The environmental crisis is not localized; it's a crisis on a planetary scale, and one that's intertwined with global capitalism. The Industrial Revolution was in full swing when Marx condemned what he called "monopoly capitalism" – a system that looks more-and-more like today's corporate capitalism – to the dustbin of history. He was right: Unbounded capitalism does contain the seeds of its own destruction.

But Marx did not fully comprehend the mechanisms by which it would happen or what form(s) the crisis would assume. He focused on the socioeconomic consequences of capitalism at a time when the world's population was roughly 15 percent of today's, when there were automobiles, oil wells, and coal fired power plants did not exist.

How could Marx have imagined that modern economies – from housing and highways to forestry, farming, water rights, power generation, and transportation – would be so profoundly affected by the environmental costs associated with capitalism?

The Communist Manifesto begins with a sentence that foreshadowed one of the world-shaping events of the 20th century – the October Revolution: "A spectre is haunting Europe – the spectre of communism". Marx theorized that, "The development of Modern Industry, therefore, cuts from under its feet the very foundation on which the bourgeoisie produces and appropriates products. What the bourgeoisie therefore produces, above all, are its own grave-diggers."

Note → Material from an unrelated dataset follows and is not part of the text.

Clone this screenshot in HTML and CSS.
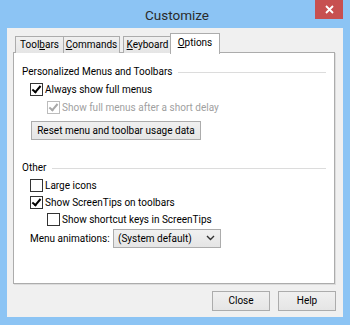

Marx was wrong about one big thing: he put too much faith in the masses and failed to see how easily they (we) can be bought off. Materialism informed his theory of the past, but he never reckoned with the rampant materialism of the present, never imagined an age of mass consumption so pervasive. So here's the question:

If corporate elites have no incentive to curb capitalism and every incentive to grab a bigger and bigger share of the world's wealth, and if the "working class" of the world, now numbering over 7 billion, can be placated with credit cards and Walmarts, what chance do we have?

Was he paranoiac or prophetic? You be the judge.